When company personnel and their guests show up in this valley of wheat farms, they do so in a convoy of SUVs with armed guards. Their presence feels like a military occupation. Villagers say, however, that the company’s investments have meant residents don’t have to migrate to Kabul to find work, as is mostly the case elsewhere. “If there were no gold, people who didn’t own land would have to leave,” says Noor Mohammad, a 53-year-old farmer who carries a rubber slingshot to keep birds off his crops. He takes aim at a scarecrow about 50 m away — and hits it. “It’s peaceful here,” he says. “More peaceful than Kabul.”
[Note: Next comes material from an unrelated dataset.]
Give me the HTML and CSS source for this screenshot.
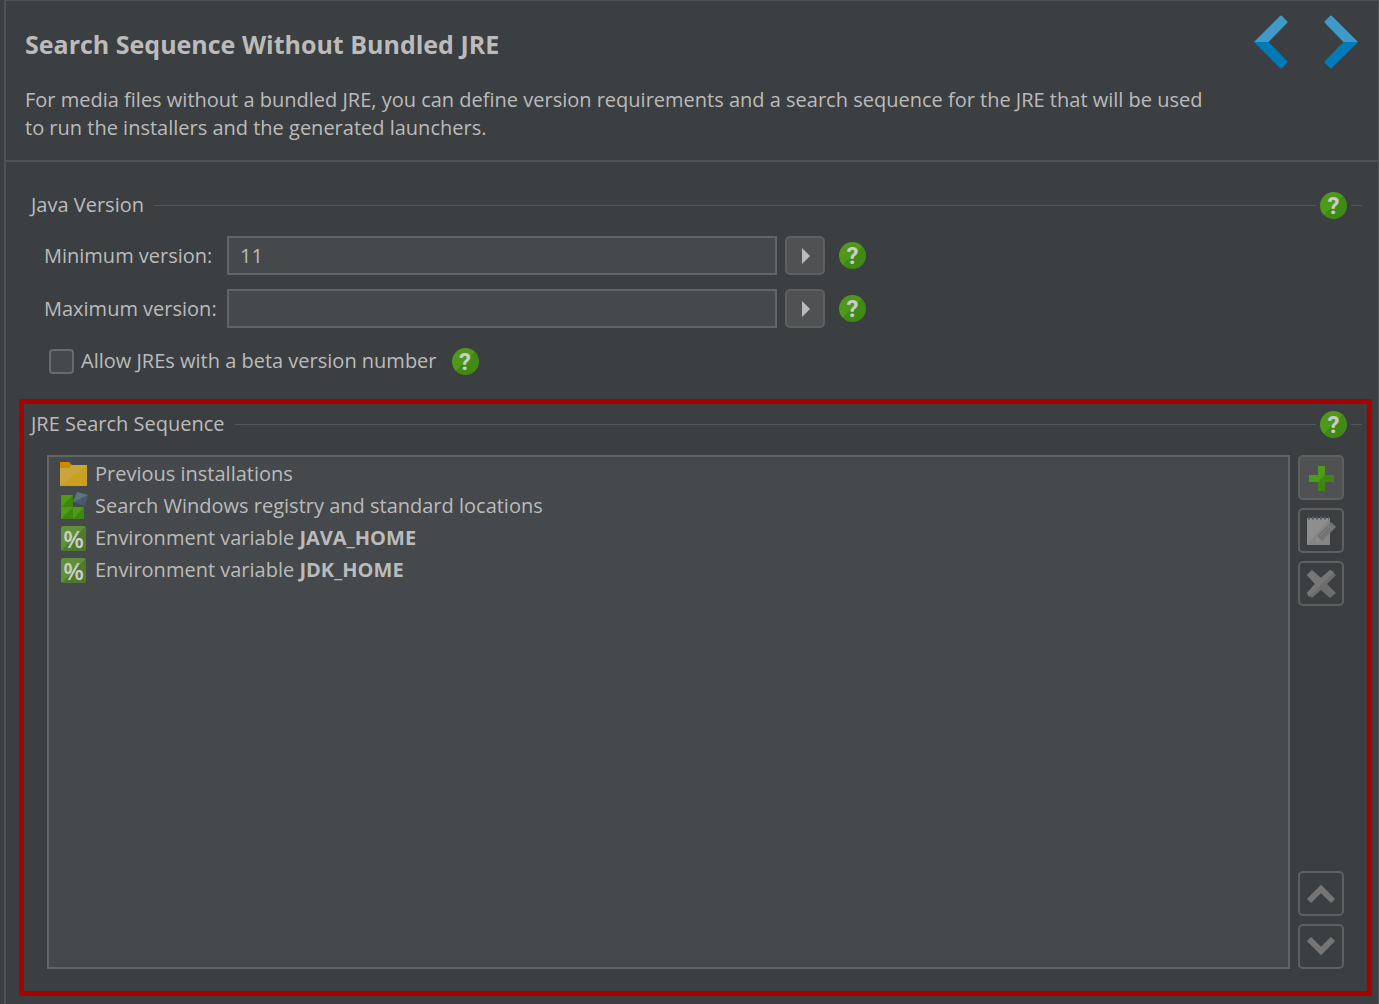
FILE: index.html
```html
<!DOCTYPE html>
<html lang="en">
<head>
    <meta charset="UTF-8">
    <meta name="viewport" content="width=device-width, initial-scale=1.0">
    <title>Search Sequence Without Bundled JRE</title>
    <link rel="stylesheet" href="styles.css">
</head>

<body>
    <main class="page">
        <header class="header">
            <div class="intro">
                <h1>Search Sequence Without Bundled JRE</h1>
                <p>For media files without a bundled JRE, you can define version requirements and a search sequence for the JRE that will be used to run the installers and the generated launchers.</p>
            </div>
            <nav class="steps">
                <button type="button" class="step" aria-label="Previous step">
                    <svg width="34" height="54" viewBox="0 0 34 54">
                        <path d="M0 27 26 1q1-1 2 0l5 5q1 1 0 2L14.500 27Z" fill="#3f9ac9"/>
                        <path d="M0 27 26 53q1 1 2 0l5-5q1-1 0-2L14.500 27Z" fill="#007bb8"/>
                    </svg>
                </button>
                <button type="button" class="step" aria-label="Next step">
                    <svg width="34" height="54" viewBox="0 0 34 54">
                        <path d="M34 27 8 1q-1-1-2 0L1 6q-1 1 0 2l18.500 19Z" fill="#3f9ac9"/>
                        <path d="M34 27 8 53q-1 1-2 0l-5-5q-1-1 0-2l18.500-19Z" fill="#007bb8"/>
                    </svg>
                </button>
            </nav>
        </header>

        <section class="version">
            <div class="section-title">
                <h2>Java Version</h2>
                <button type="button" class="help">?</button>
            </div>
            <form class="fields">
                <div class="field">
                    <label for="minVersion">Minimum version:</label>
                    <input type="text" id="minVersion" value="11">
                    <button type="button" class="choose" aria-label="Choose minimum version"><svg width="8" height="16" viewBox="0 0 8 16"><path d="M0 0 8 8 0 16Z" fill="#bbb"/></svg></button>
                    <button type="button" class="help">?</button>
                </div>
                <div class="field">
                    <label for="maxVersion">Maximum version:</label>
                    <input type="text" id="maxVersion">
                    <button type="button" class="choose" aria-label="Choose maximum version"><svg width="8" height="16" viewBox="0 0 8 16"><path d="M0 0 8 8 0 16Z" fill="#bbb"/></svg></button>
                    <button type="button" class="help">?</button>
                </div>
                <div class="check">
                    <input type="checkbox" id="allowBeta">
                    <label for="allowBeta">Allow JREs with a beta version number</label>
                    <button type="button" class="help">?</button>
                </div>
            </form>
        </section>

        <section class="sequence">
            <div class="section-title">
                <h2>JRE Search Sequence</h2>
                <button type="button" class="help">?</button>
            </div>
            <div class="sequence-body">
                <ul class="entries">
                    <li>
                        <svg width="28" height="28" viewBox="0 0 28 28">
                            <path d="M0 2h9l3 3h15v5H0Z" fill="#cc8a00"/>
                            <path d="M0 8h9l3-3h15v21H0Z" fill="#c9a01f"/>
                            <path d="M0 8h9l3-3h15L0 26Z" fill="#c9a53c"/>
                        </svg>
                        <span>Previous installations</span>
                    </li>
                    <li>
                        <svg width="28" height="28" viewBox="0 0 28 28">
                            <path d="M1 3h12v12h11v12H1Z" fill="#3f8512"/>
                            <path d="M1 3h12L1 15ZM1 15h12L1 27ZM13 15h11L13 27Z" fill="#4f9a17"/>
                            <path d="M17 0 28 3 25 14 13 10Z" fill="#465c6a"/>
                            <path d="M17 0 28 3 13 10Z" fill="#5f7480"/>
                        </svg>
                        <span>Search Windows registry and standard locations</span>
                    </li>
                    <li>
                        <span class="percent">%</span>
                        <span>Environment variable <b>JAVA_HOME</b></span>
                    </li>
                    <li>
                        <span class="percent">%</span>
                        <span>Environment variable <b>JDK_HOME</b></span>
                    </li>
                </ul>
                <div class="tools">
                    <button type="button" class="tool" aria-label="Add">
                        <svg width="30" height="30" viewBox="0 0 30 30">
                            <path d="M12 3h7v9h9v7h-9v9h-7v-9H3v-7h9Z" fill="#3f8512"/>
                            <path d="M12 3h7v9L12 19H3v-7h9Z" fill="#509a1b"/>
                        </svg>
                    </button>
                    <button type="button" class="tool" aria-label="Edit" disabled>
                        <svg width="30" height="30" viewBox="0 0 30 30">
                            <path d="M1 2h23v27H1Z" fill="#858585"/>
                            <path d="M1 29V2h23Z" fill="#8e8e8e"/>
                            <path d="M2 2h21" stroke="#5a5a5a" stroke-width="3" stroke-dasharray="2 2"/>
                            <path d="m9 27 2-7L25 6l5 5-14 14Z" fill="#747474"/>
                            <path d="m9 27 2-7 5 5Z" fill="#8c8c8c"/>
                            <path d="m14 20 9-9M22 9l5 5" stroke="#808080" stroke-width="1"/>
                        </svg>
                    </button>
                    <button type="button" class="tool" aria-label="Remove" disabled>
                        <svg width="30" height="30" viewBox="0 0 30 30">
                            <path d="m6 1 9 8 9-8 6 5-9 9 9 9-6 5-9-8-9 8-5-5 8-9-8-9Z" fill="#6d6d6d"/>
                            <path d="m6 1 9 8 9-8 4 2L3 28l-2-4 8-9-8-9Z" fill="#777"/>
                        </svg>
                    </button>
                    <button type="button" class="tool move-up" aria-label="Move up" disabled>
                        <svg width="30" height="20" viewBox="0 0 30 20">
                            <path d="m3 17 12-12 12 12" fill="none" stroke="#757575" stroke-width="6"/>
                        </svg>
                    </button>
                    <button type="button" class="tool" aria-label="Move down" disabled>
                        <svg width="30" height="20" viewBox="0 0 30 20">
                            <path d="m3 2 12 12L27 2" fill="none" stroke="#757575" stroke-width="6"/>
                        </svg>
                    </button>
                </div>
            </div>
        </section>
    </main>
</body>
</html>
```
FILE: styles.css
```css
* {
    box-sizing: border-box;
}
body {
    margin: 0;
    font-family: "Open Sans", "Noto Sans", sans-serif;
    font-size: 20px;
    line-height: 28px;
    color: #bbb;
    background-color: #3c3f41;
}
h1, h2, p, ul {
    margin: 0;
    padding: 0;
}
button {
    padding: 0;
    border: none;
    background: none;
    cursor: pointer;
}
svg {
    display: block;
}
.page {
    display: flex;
    flex-direction: column;
    min-height: 100vh;
    padding-bottom: 8px;
    border: solid #505355;
    border-width: 1px 1px 0 2px;
    margin-left: 4px;
}

/* title bar */
.header {
    display: flex;
    justify-content: space-between;
    gap: 36px;
    padding: 14px 20px 18px 19px;
    border-bottom: 2px solid #505355;
}
h1 {
    padding-top: 15px;
    font-size: 25px;
    font-weight: bold;
}
.intro p {
    padding-top: 28px;
}
.steps {
    display: flex;
    gap: 36px;
    align-items: flex-start;
}

/* section headings */
.section-title {
    display: flex;
    align-items: center;
    gap: 4px;
}
.section-title h2 {
    order: -1;
    margin-right: 6px;
    font-size: 20px;
    font-weight: normal;
}
.section-title::before,
.section-title::after {
    content: "";
    height: 1px;
    background-color: #55585a;
}
.section-title::before {
    flex: 1;
}
.section-title::after {
    width: 11px;
}
.help {
    width: 27px;
    height: 27px;
    border-radius: 50%;
    font: bold 24px/28px Roboto, sans-serif;
    color: #ccc;
    background: linear-gradient(135deg, #50981a 50%, #3f8a14 50%);
}

/* java version */
.version {
    padding: 29px 16px 24px 25px;
}
.fields {
    display: flex;
    flex-direction: column;
    gap: 14px;
    padding: 17px 0 0 13px;
}
.field {
    display: flex;
    align-items: center;
}
.field label {
    width: 183px;
}
.field input {
    width: 550px;
    height: 39px;
    padding: 0 11px;
    border: 2px solid #646464;
    font: inherit;
    color: inherit;
    background-color: #45494b;
}
.choose {
    display: flex;
    align-items: center;
    justify-content: center;
    width: 40px;
    height: 39px;
    margin: 0 14px 0 8px;
    padding-left: 2px;
    border: 2px solid #5e6060;
    border-radius: 5px;
    background-color: #4f5152;
}
.check {
    display: flex;
    align-items: center;
    padding: 5px 0 0 5px;
}
.check input {
    appearance: none;
    width: 25px;
    height: 25px;
    margin: 0 7px 0 0;
    border: 2px solid #6b6b6b;
    border-radius: 4px;
    background-color: #45494b;
}
.check .help {
    margin-left: 15px;
}

/* search sequence */
.sequence {
    display: flex;
    flex: 1;
    flex-direction: column;
    margin: 0 6px 0 13px;
    padding: 6px 5px 22px 7px;
    border: 5px solid #ab0000;
}
.sequence-body {
    display: flex;
    flex: 1;
    gap: 8px;
    padding: 17px 18px 0 16px;
}
.entries {
    flex: 1;
    padding: 1px 11px;
    border: 2px solid #646464;
    list-style: none;
    background-color: #45494b;
}
.entries li {
    display: flex;
    align-items: center;
    gap: 7px;
    height: 32px;
}
.percent {
    width: 25px;
    height: 25px;
    margin: 0 2px 0 1px;
    border-radius: 2px;
    font: 600 24px/25px "Open Sans", sans-serif;
    text-align: center;
    color: #ccc;
    background: linear-gradient(135deg, #5f8f37 50%, #4e7a2c 50%);
}
.tools {
    display: flex;
    flex-direction: column;
    gap: 8px;
}
.tool {
    display: flex;
    align-items: center;
    justify-content: center;
    width: 46px;
    height: 45px;
    border: 2px solid #5e6060;
    border-radius: 5px;
    background-color: #4f5152;
}
.tool:disabled {
    background-color: transparent;
    cursor: default;
}
.move-up {
    margin-top: auto;
}
```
Keeping people like Mohammad happy is critical to the industry’s success. So is the Afghan military. For instance, in Bamyan, home to the big iron-ore deposit awarded to the Indian and Canadian companies, violence has been increasing and could threaten to slow progress on the mining deal. “If the security is O.K., we’ll keep growing,” says Samandar Popal, a geologist with Central Asian Mining Services, an exploration and support company related to Afghan Gold. “If it gets worse, we won’t.”

Still, hope drives everyone: the government, the corporations and individuals seeking to strike it rich. Mohammad Qayem Zayee, the mine manager in Panjshir, drinks a cup of hot, milky tea on a dusty carpet in the tent where his team of seven miners lives when on duty. Each month, Qayem’s investors, an informal group with cash to spare and a penchant for risk, pool together about $2,500 to equip a small crew like this with dynamite, fuel, tea and biscuits. If they find a big emerald, everyone gets an equal cut — Qayem, the miners and the investors. They haven’t found any big stones yet; the older men in the group grumble that the mines no longer yield what they used to. But the potential is what sustains all of them. Potential is what these mountains are all about.